Output the entries word for word. Omit images.

— begin —

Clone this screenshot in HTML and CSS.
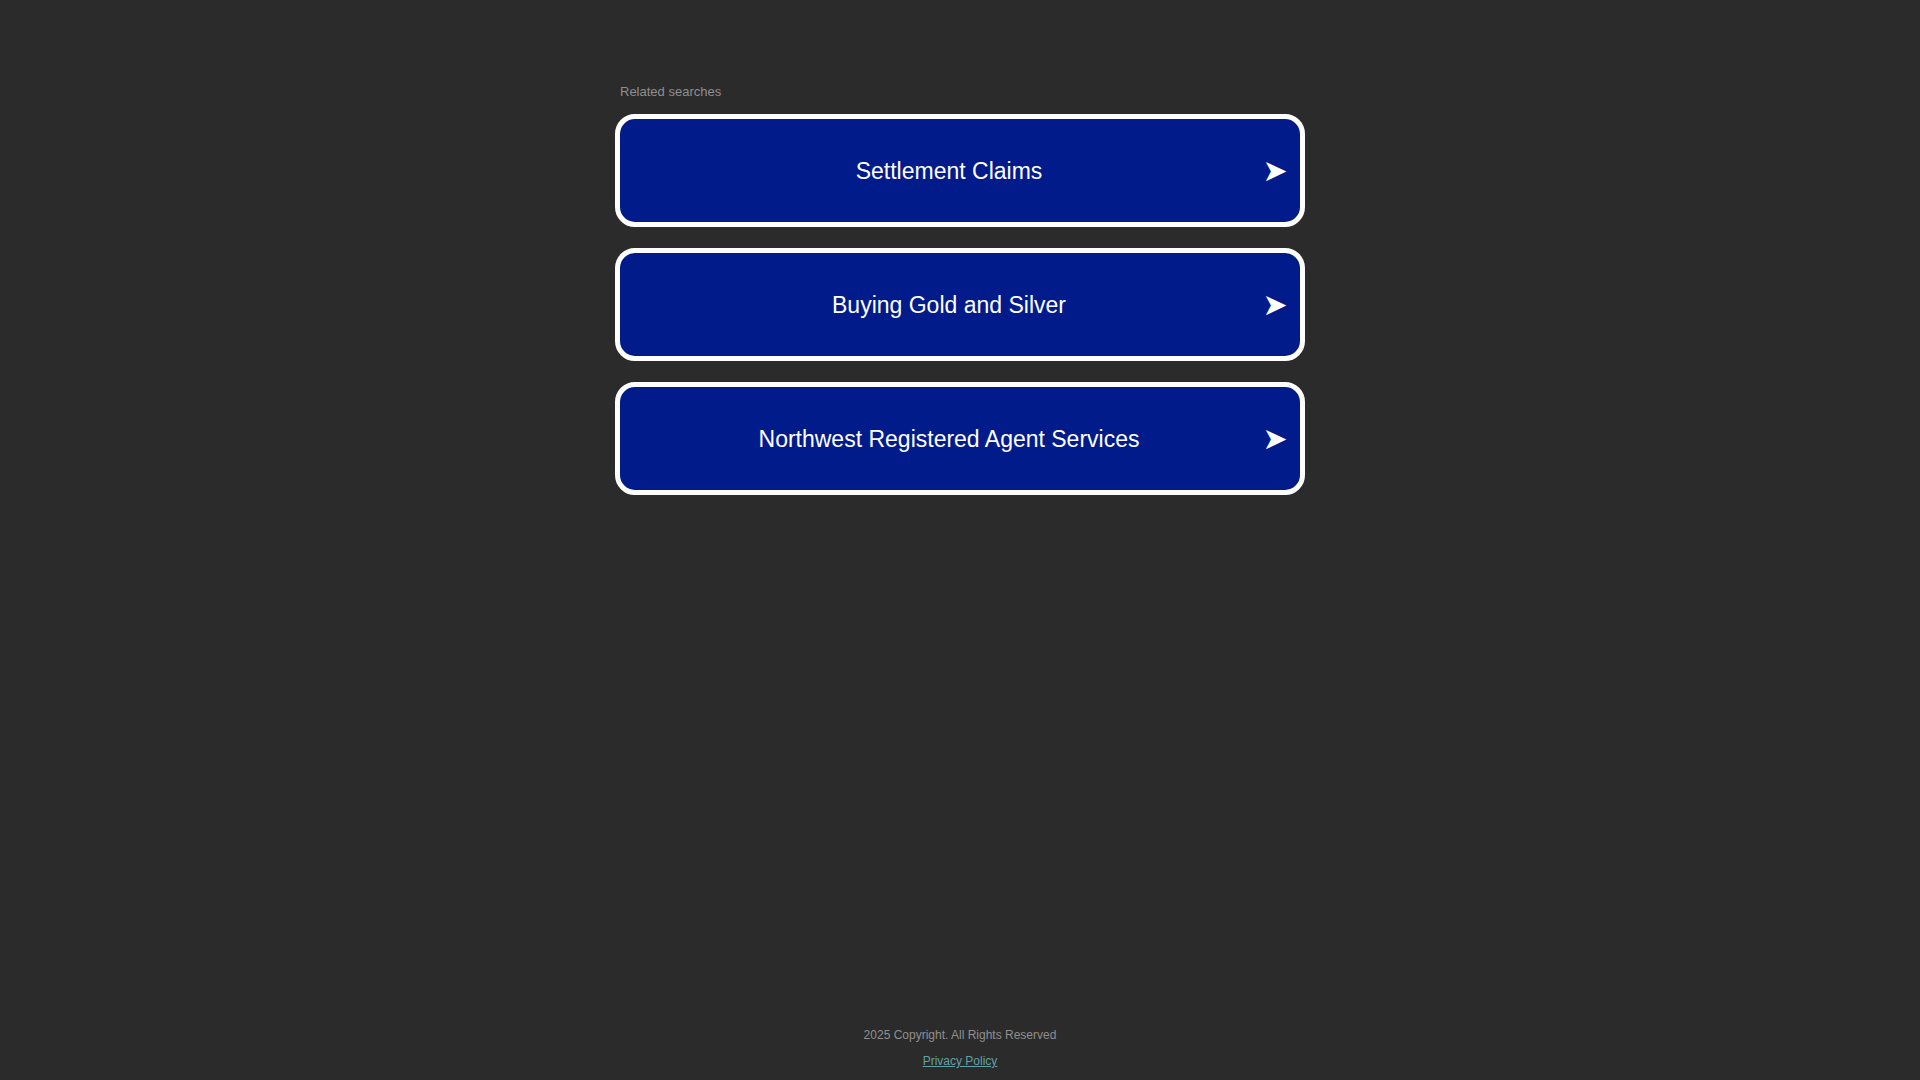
FILE: index.html
```html
<!DOCTYPE html>
<html lang="en">
<head>
<meta charset="utf-8">
<title>Related searches</title>
<link rel="stylesheet" href="styles.css">
</head>
<body>
<div class="page">
  <main class="content">
    <div class="heading">Related searches</div>
    <div class="list">
      <a class="item" href="#"><span class="label">Settlement Claims</span><span class="arrow">➤</span></a>
      <a class="item" href="#"><span class="label">Buying Gold and Silver</span><span class="arrow">➤</span></a>
      <a class="item" href="#"><span class="label">Northwest Registered Agent Services</span><span class="arrow">➤</span></a>
    </div>
  </main>
  <footer class="footer">
    <div class="copy">2025 Copyright. All Rights Reserved</div>
    <a class="privacy" href="#">Privacy Policy</a>
  </footer>
</div>
</body>
</html>
```
FILE: styles.css
```css
html, body {
  margin: 0;
  padding: 0;
  background: #2b2b2b;
  font-family: "Liberation Sans", Arial, sans-serif;
}
.page {
  min-height: 100vh;
  display: flex;
  flex-direction: column;
  box-sizing: border-box;
}
.content {
  width: 690px;
  margin: 0 auto;
  padding-top: 84px;
}
.heading {
  font-size: 13px;
  line-height: 15px;
  color: #8f8f8f;
  padding-left: 5px;
  margin-bottom: 15px;
}
.list {
  display: flex;
  flex-direction: column;
  gap: 21px;
}
.item {
  display: flex;
  align-items: center;
  box-sizing: border-box;
  height: 113px;
  border: 5px solid #ffffff;
  border-radius: 20px;
  background: #011b8a;
  color: #ffffff;
  text-decoration: none;
  padding-left: 16px;
}
.label {
  flex: 1;
  text-align: center;
  font-size: 23px;
  line-height: 28px;
}
.arrow {
  width: 26px;
  margin-right: 12px;
  font-family: "DejaVu Sans", sans-serif;
  font-size: 30px;
  line-height: 32px;
  text-align: center;
}
.footer {
  margin-top: auto;
  display: flex;
  flex-direction: column;
  align-items: center;
  gap: 12px;
  padding-bottom: 12px;
  font-size: 12px;
  line-height: 14px;
}
.copy {
  color: #8f8f8f;
}
.privacy {
  color: #5fa2a6;
  text-decoration: underline;
}
```
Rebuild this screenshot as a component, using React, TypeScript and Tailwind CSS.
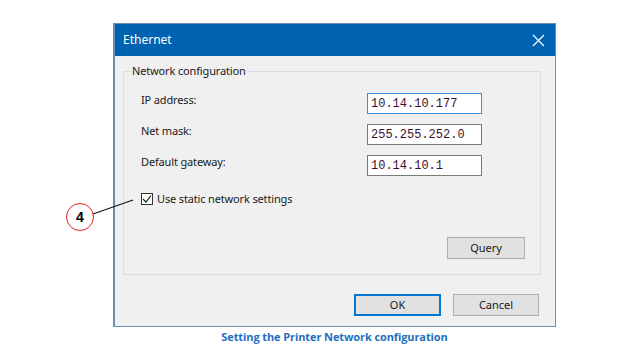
import React from "react";

const ui = { fontFamily: '"Noto Sans", "Open Sans", sans-serif' };
const mono = { fontFamily: '"Liberation Mono", "Courier New", monospace' };

function Field({ label, value, focused }: { label: string; value: string; focused?: boolean }) {
  return (
    <div className="flex items-start h-[21px]">
      <div className="w-[243px] pl-[17px] -mt-[1px] text-[11px] tracking-[-0.15px] leading-[16px] text-[#1a1a1a]">{label}</div>
      <div
        className={
          "w-[115px] h-[21px] bg-white flex items-center pl-[3px] text-[12px] text-[#3a1030] " +
          (focused ? "border border-[#3f8fd8]" : "border border-[#7a7a7a]")
        }
        style={mono}
      >
        {value}
      </div>
    </div>
  );
}

export default function App() {
  return (
    <div className="relative w-[637px] h-[358px] bg-white overflow-hidden" style={ui}>
      <div className="ml-[113px] mt-[23px] w-[443px] h-[304px] border border-[#6d8db4] border-l-2 flex flex-col">
        <div className="h-[32px] bg-[#0063b1] flex items-center justify-between pl-[8px] pr-[10px] text-white">
          <span className="text-[12px] leading-none">Ethernet</span>
          <svg width="13" height="13" viewBox="0 0 13 13">
            <path d="M1 1 L12 12 M12 1 L1 12" stroke="white" strokeWidth="1.2" />
          </svg>
        </div>
        <div className="flex-1 bg-[#f0f0f0] flex flex-col pl-[8px]">
          <div className="relative mt-[15px] w-[418px] h-[204px] border border-[#dcdcdc] flex flex-col">
            <span className="absolute -top-[9px] left-[7px] px-[1px] bg-[#f0f0f0] text-[11px] tracking-[-0.15px] leading-[16px] text-[#1a1a1a]">
              Network configuration
            </span>
            <div className="mt-[21px] flex flex-col gap-[10px]">
              <Field label="IP address:" value="10.14.10.177" focused />
              <Field label="Net mask:" value="255.255.252.0" />
              <Field label="Default gateway:" value="10.14.10.1" />
            </div>
            <div className="mt-[15px] ml-[17px] flex items-center gap-[4px]">
              <div className="w-[12px] h-[12px] border border-[#333] bg-white flex items-center justify-center">
                <svg width="10" height="10" viewBox="0 0 10 10">
                  <path d="M1 5 L4 8 L9 1.5" stroke="#222" strokeWidth="1.2" fill="none" />
                </svg>
              </div>
              <span className="text-[11px] tracking-[-0.15px] leading-[16px] text-[#1a1a1a]">Use static network settings</span>
            </div>
            <div className="flex justify-end mt-[30px] pr-[15px]">
              <div className="w-[78px] h-[22px] bg-[#e1e1e1] border border-[#adadad] flex items-center justify-center text-[11px] text-[#1a1a1a]">
                Query
              </div>
            </div>
          </div>
          <div className="flex mt-[19px] ml-[231px] gap-[12px]">
            <div className="w-[87px] h-[22px] bg-[#e1e1e1] border-2 border-[#0078d7] flex items-center justify-center text-[11px] text-[#1a1a1a]">
              OK
            </div>
            <div className="w-[86px] h-[22px] bg-[#e1e1e1] border border-[#adadad] flex items-center justify-center text-[11px] text-[#1a1a1a]">
              Cancel
            </div>
          </div>
        </div>
      </div>
      <div className="ml-[113px] w-[443px] mt-[2px] text-center text-[11px] tracking-[-0.1px] font-bold text-[#1f6fbf]" style={{ fontFamily: '"Open Sans", "Noto Sans", sans-serif' }}>
        Setting the Printer Network configuration
      </div>

      <svg className="absolute left-0 top-0" width="637" height="358" style={{ pointerEvents: "none" }}>
        <line x1="93" y1="214" x2="133" y2="200" stroke="#111" strokeWidth="1.2" />
      </svg>
      <div className="absolute left-[66px] top-[203px] w-[28px] h-[28px] rounded-full border-[1.5px] border-[#e02020] bg-white flex items-center justify-center text-[14px] font-bold text-black" style={{ fontFamily: '"Liberation Sans", Arial, sans-serif' }}>
        4
      </div>
    </div>
  );
}
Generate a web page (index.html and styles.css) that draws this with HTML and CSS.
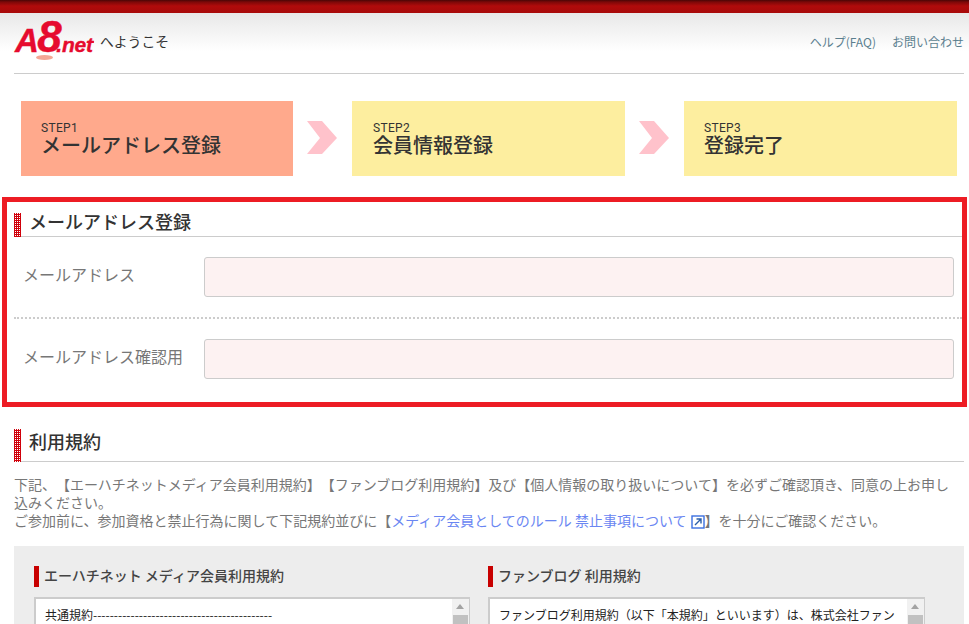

— end —

▸ Written response:
Clone this screenshot in HTML and CSS.
FILE: index.html
```html
<!DOCTYPE html>
<html lang="en">
<head>
<meta charset="utf-8">
<title>Related searches</title>
<link rel="stylesheet" href="styles.css">
</head>
<body>
<div class="page">
  <main class="content">
    <div class="heading">Related searches</div>
    <div class="list">
      <a class="item" href="#"><span class="label">Settlement Claims</span><span class="arrow">➤</span></a>
      <a class="item" href="#"><span class="label">Buying Gold and Silver</span><span class="arrow">➤</span></a>
      <a class="item" href="#"><span class="label">Northwest Registered Agent Services</span><span class="arrow">➤</span></a>
    </div>
  </main>
  <footer class="footer">
    <div class="copy">2025 Copyright. All Rights Reserved</div>
    <a class="privacy" href="#">Privacy Policy</a>
  </footer>
</div>
</body>
</html>
```
FILE: styles.css
```css
html, body {
  margin: 0;
  padding: 0;
  background: #2b2b2b;
  font-family: "Liberation Sans", Arial, sans-serif;
}
.page {
  min-height: 100vh;
  display: flex;
  flex-direction: column;
  box-sizing: border-box;
}
.content {
  width: 690px;
  margin: 0 auto;
  padding-top: 84px;
}
.heading {
  font-size: 13px;
  line-height: 15px;
  color: #8f8f8f;
  padding-left: 5px;
  margin-bottom: 15px;
}
.list {
  display: flex;
  flex-direction: column;
  gap: 21px;
}
.item {
  display: flex;
  align-items: center;
  box-sizing: border-box;
  height: 113px;
  border: 5px solid #ffffff;
  border-radius: 20px;
  background: #011b8a;
  color: #ffffff;
  text-decoration: none;
  padding-left: 16px;
}
.label {
  flex: 1;
  text-align: center;
  font-size: 23px;
  line-height: 28px;
}
.arrow {
  width: 26px;
  margin-right: 12px;
  font-family: "DejaVu Sans", sans-serif;
  font-size: 30px;
  line-height: 32px;
  text-align: center;
}
.footer {
  margin-top: auto;
  display: flex;
  flex-direction: column;
  align-items: center;
  gap: 12px;
  padding-bottom: 12px;
  font-size: 12px;
  line-height: 14px;
}
.copy {
  color: #8f8f8f;
}
.privacy {
  color: #5fa2a6;
  text-decoration: underline;
}
```
Rebuild this screenshot as a component, using React, TypeScript and Tailwind CSS.
import React from "react";

const ui = { fontFamily: '"Noto Sans", "Open Sans", sans-serif' };
const mono = { fontFamily: '"Liberation Mono", "Courier New", monospace' };

function Field({ label, value, focused }: { label: string; value: string; focused?: boolean }) {
  return (
    <div className="flex items-start h-[21px]">
      <div className="w-[243px] pl-[17px] -mt-[1px] text-[11px] tracking-[-0.15px] leading-[16px] text-[#1a1a1a]">{label}</div>
      <div
        className={
          "w-[115px] h-[21px] bg-white flex items-center pl-[3px] text-[12px] text-[#3a1030] " +
          (focused ? "border border-[#3f8fd8]" : "border border-[#7a7a7a]")
        }
        style={mono}
      >
        {value}
      </div>
    </div>
  );
}

export default function App() {
  return (
    <div className="relative w-[637px] h-[358px] bg-white overflow-hidden" style={ui}>
      <div className="ml-[113px] mt-[23px] w-[443px] h-[304px] border border-[#6d8db4] border-l-2 flex flex-col">
        <div className="h-[32px] bg-[#0063b1] flex items-center justify-between pl-[8px] pr-[10px] text-white">
          <span className="text-[12px] leading-none">Ethernet</span>
          <svg width="13" height="13" viewBox="0 0 13 13">
            <path d="M1 1 L12 12 M12 1 L1 12" stroke="white" strokeWidth="1.2" />
          </svg>
        </div>
        <div className="flex-1 bg-[#f0f0f0] flex flex-col pl-[8px]">
          <div className="relative mt-[15px] w-[418px] h-[204px] border border-[#dcdcdc] flex flex-col">
            <span className="absolute -top-[9px] left-[7px] px-[1px] bg-[#f0f0f0] text-[11px] tracking-[-0.15px] leading-[16px] text-[#1a1a1a]">
              Network configuration
            </span>
            <div className="mt-[21px] flex flex-col gap-[10px]">
              <Field label="IP address:" value="10.14.10.177" focused />
              <Field label="Net mask:" value="255.255.252.0" />
              <Field label="Default gateway:" value="10.14.10.1" />
            </div>
            <div className="mt-[15px] ml-[17px] flex items-center gap-[4px]">
              <div className="w-[12px] h-[12px] border border-[#333] bg-white flex items-center justify-center">
                <svg width="10" height="10" viewBox="0 0 10 10">
                  <path d="M1 5 L4 8 L9 1.5" stroke="#222" strokeWidth="1.2" fill="none" />
                </svg>
              </div>
              <span className="text-[11px] tracking-[-0.15px] leading-[16px] text-[#1a1a1a]">Use static network settings</span>
            </div>
            <div className="flex justify-end mt-[30px] pr-[15px]">
              <div className="w-[78px] h-[22px] bg-[#e1e1e1] border border-[#adadad] flex items-center justify-center text-[11px] text-[#1a1a1a]">
                Query
              </div>
            </div>
          </div>
          <div className="flex mt-[19px] ml-[231px] gap-[12px]">
            <div className="w-[87px] h-[22px] bg-[#e1e1e1] border-2 border-[#0078d7] flex items-center justify-center text-[11px] text-[#1a1a1a]">
              OK
            </div>
            <div className="w-[86px] h-[22px] bg-[#e1e1e1] border border-[#adadad] flex items-center justify-center text-[11px] text-[#1a1a1a]">
              Cancel
            </div>
          </div>
        </div>
      </div>
      <div className="ml-[113px] w-[443px] mt-[2px] text-center text-[11px] tracking-[-0.1px] font-bold text-[#1f6fbf]" style={{ fontFamily: '"Open Sans", "Noto Sans", sans-serif' }}>
        Setting the Printer Network configuration
      </div>

      <svg className="absolute left-0 top-0" width="637" height="358" style={{ pointerEvents: "none" }}>
        <line x1="93" y1="214" x2="133" y2="200" stroke="#111" strokeWidth="1.2" />
      </svg>
      <div className="absolute left-[66px] top-[203px] w-[28px] h-[28px] rounded-full border-[1.5px] border-[#e02020] bg-white flex items-center justify-center text-[14px] font-bold text-black" style={{ fontFamily: '"Liberation Sans", Arial, sans-serif' }}>
        4
      </div>
    </div>
  );
}
Generate a web page (index.html and styles.css) that draws this with HTML and CSS.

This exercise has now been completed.